I’m finishing up this really great sociology class this term; really great because our professor has been trying to help us engage critically with sociology all around us. I dare say, she is helping us see what is real.

She pointed us to a new online game called Parable of the Polygons, which makes an argument about entitlement and segregation that I found to be profound. I’d read stuff with a similar message before in other sociology courses, but there was something about the interactivity of this game that was quite different than reading academic articles. Same ideas, different experience of realness.

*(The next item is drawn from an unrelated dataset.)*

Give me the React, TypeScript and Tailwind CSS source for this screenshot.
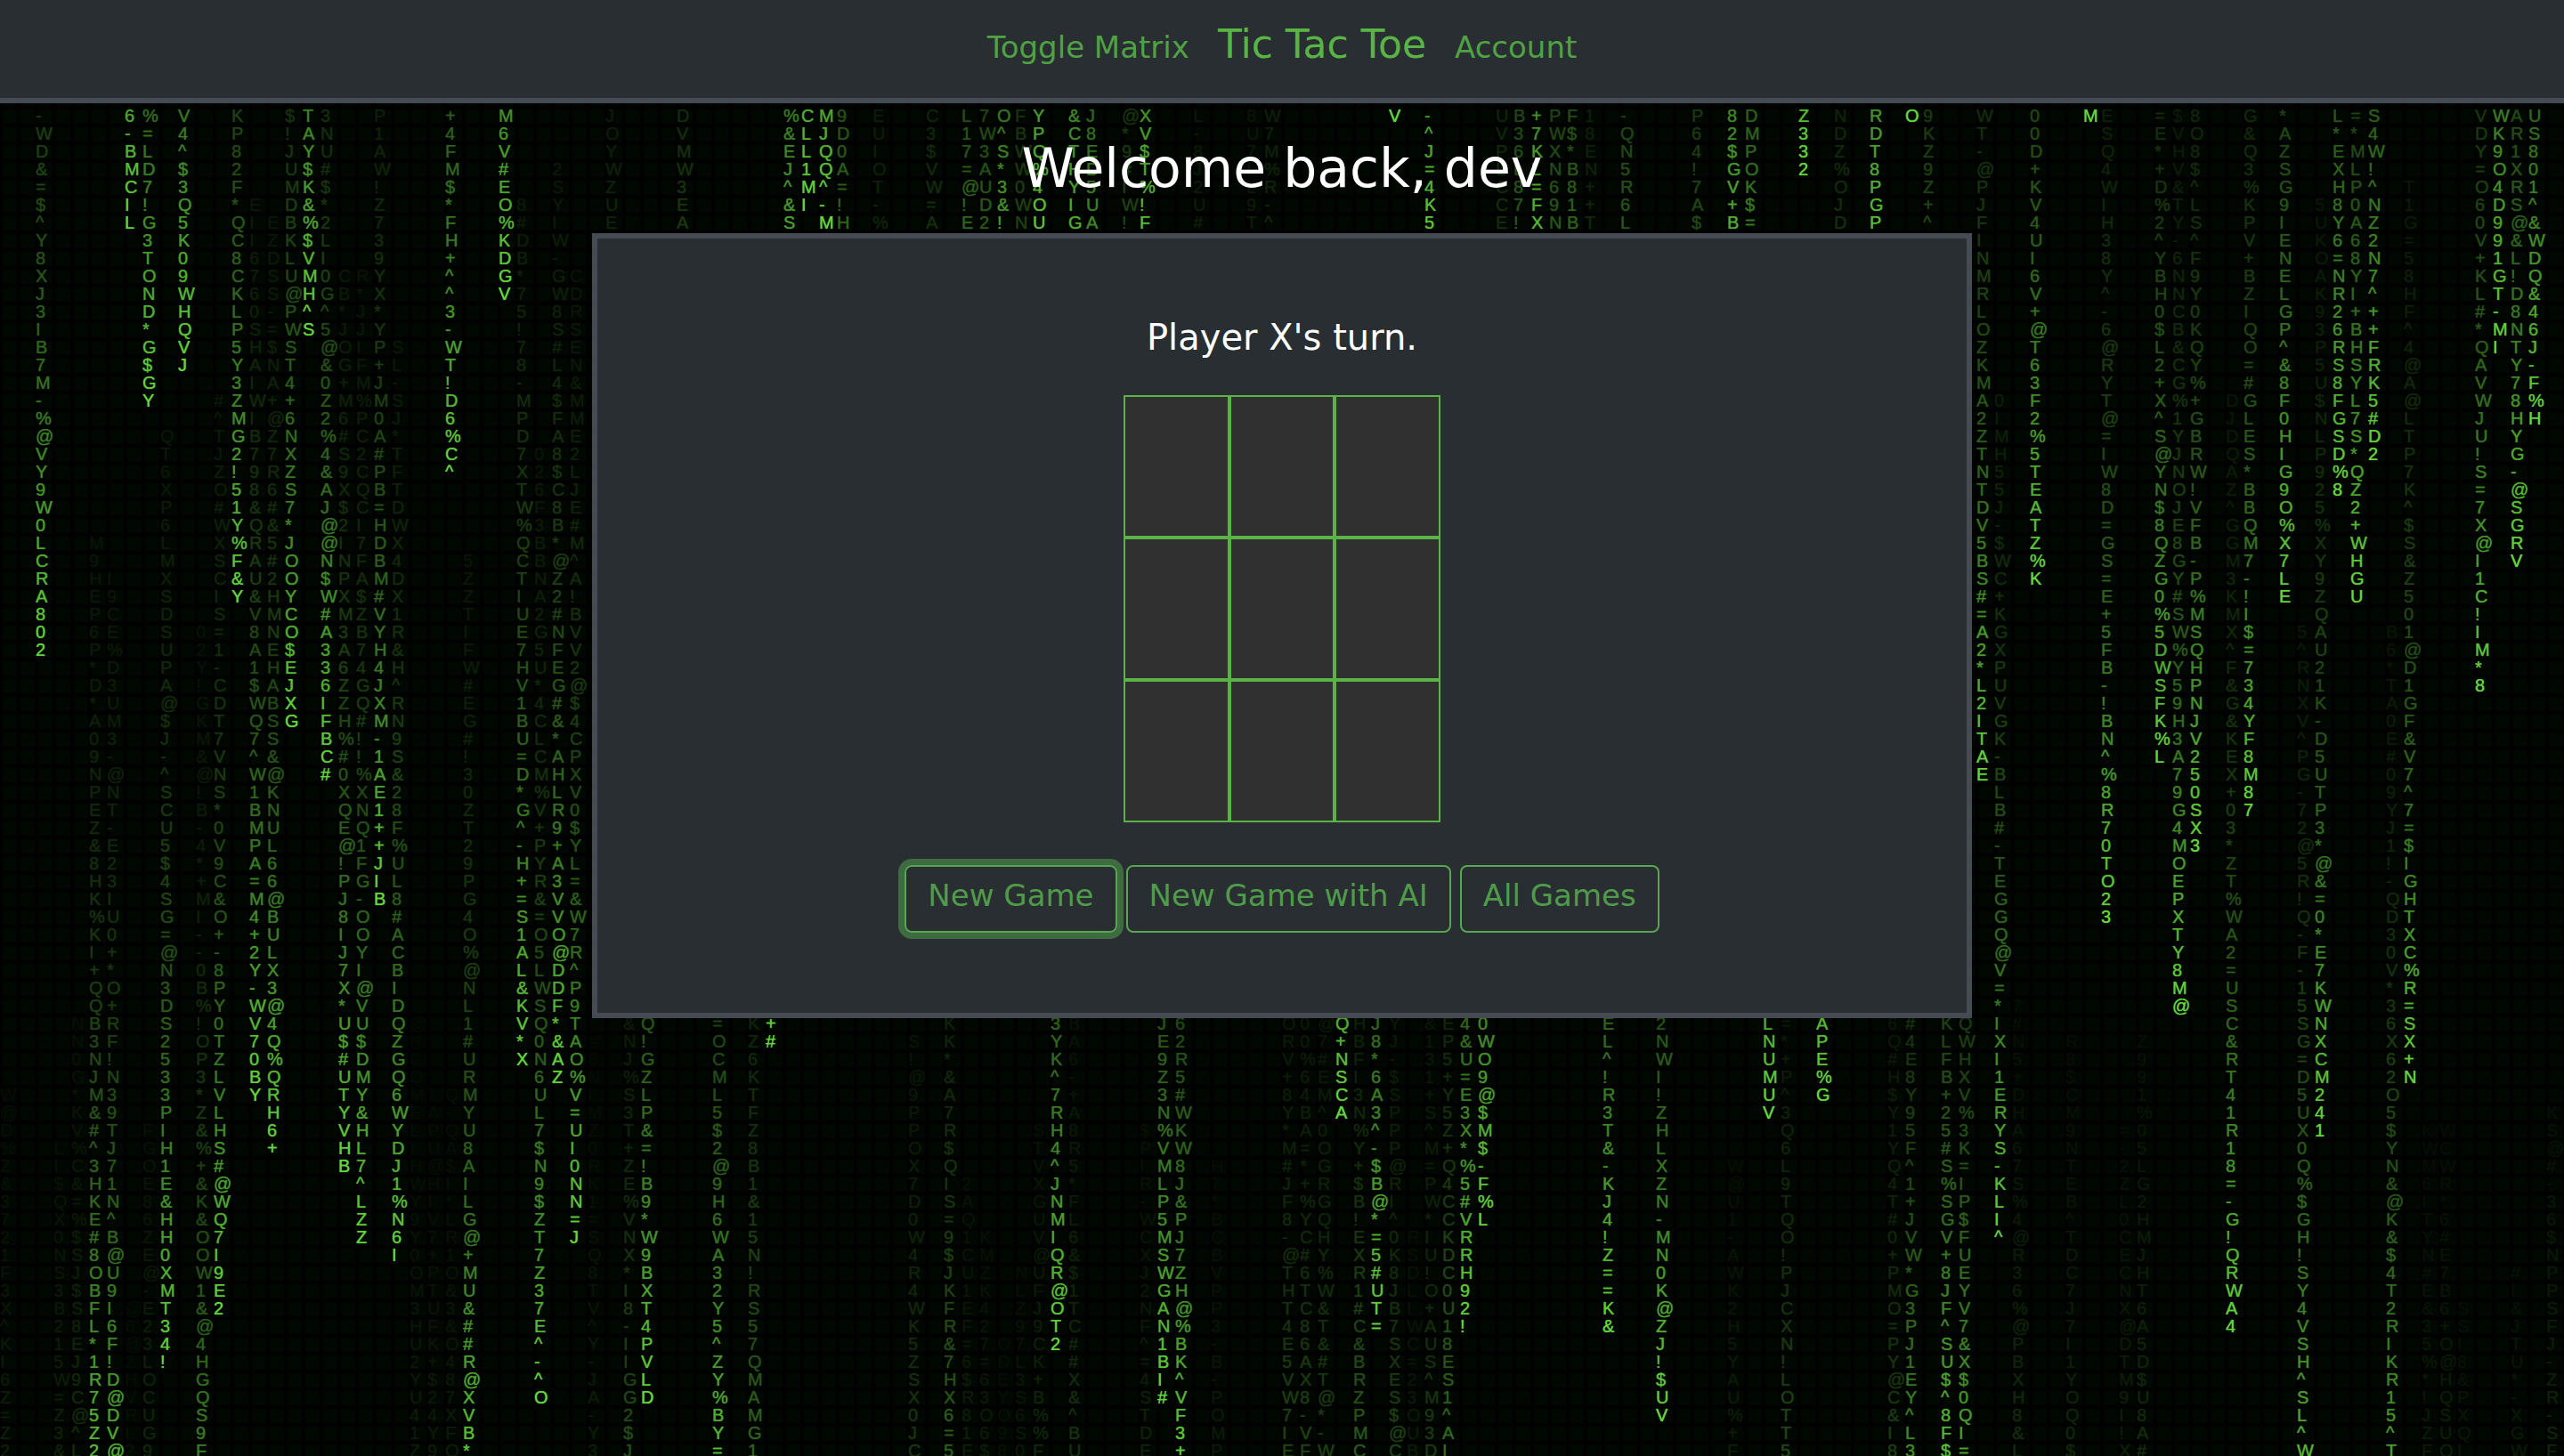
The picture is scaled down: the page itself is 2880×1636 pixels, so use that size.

Ian Bogost would call this the persuasive power of games, and it makes me ask: What is the relationship between persuasive and real?

How could games (or other highly persuasive media like fabrication labs and maker spaces) be prototypes in my process of seeking realness? Seems strange to talk about a journey including both Kate’s death and videogames. A cynic might point out the incongruity of putting the morbid and the trivial side by side.

But if we think about these experiences and media and spaces in terms of participation and agency, my brain is more content. The point being, for realness, I can’t be a passive consumer but must actively take part.

These are the things I must test.

I don’t begin to imagine these ideas are in their final form. They’re a start, an early prototype. I’ll see how they hold up, and I’ll revise. I’ll try to gain deeper empathy, more crisply define what I’m aiming for, come up with new ideas, put together new prototypes, try those out, and repeat.

This is where being a Tank comes in handy. I’m jumping into the middle of the fray. I’m ok with whatever chaotic sequence comes. I’m tough and adaptable. I go slow and steady and deliberately. I can take whatever the journey throws at me.

Let me just suit up; I’ll put on Alessia’s Bulwark.

I suspect it will be a journey full of unexpected turns that will sound even stranger than the beginning I’ve described here already. Videogames, sorority sisters, Physics, a friend’s death. And Liam Neeson as a catalyst.

All on a quest to discover what’s real in this world.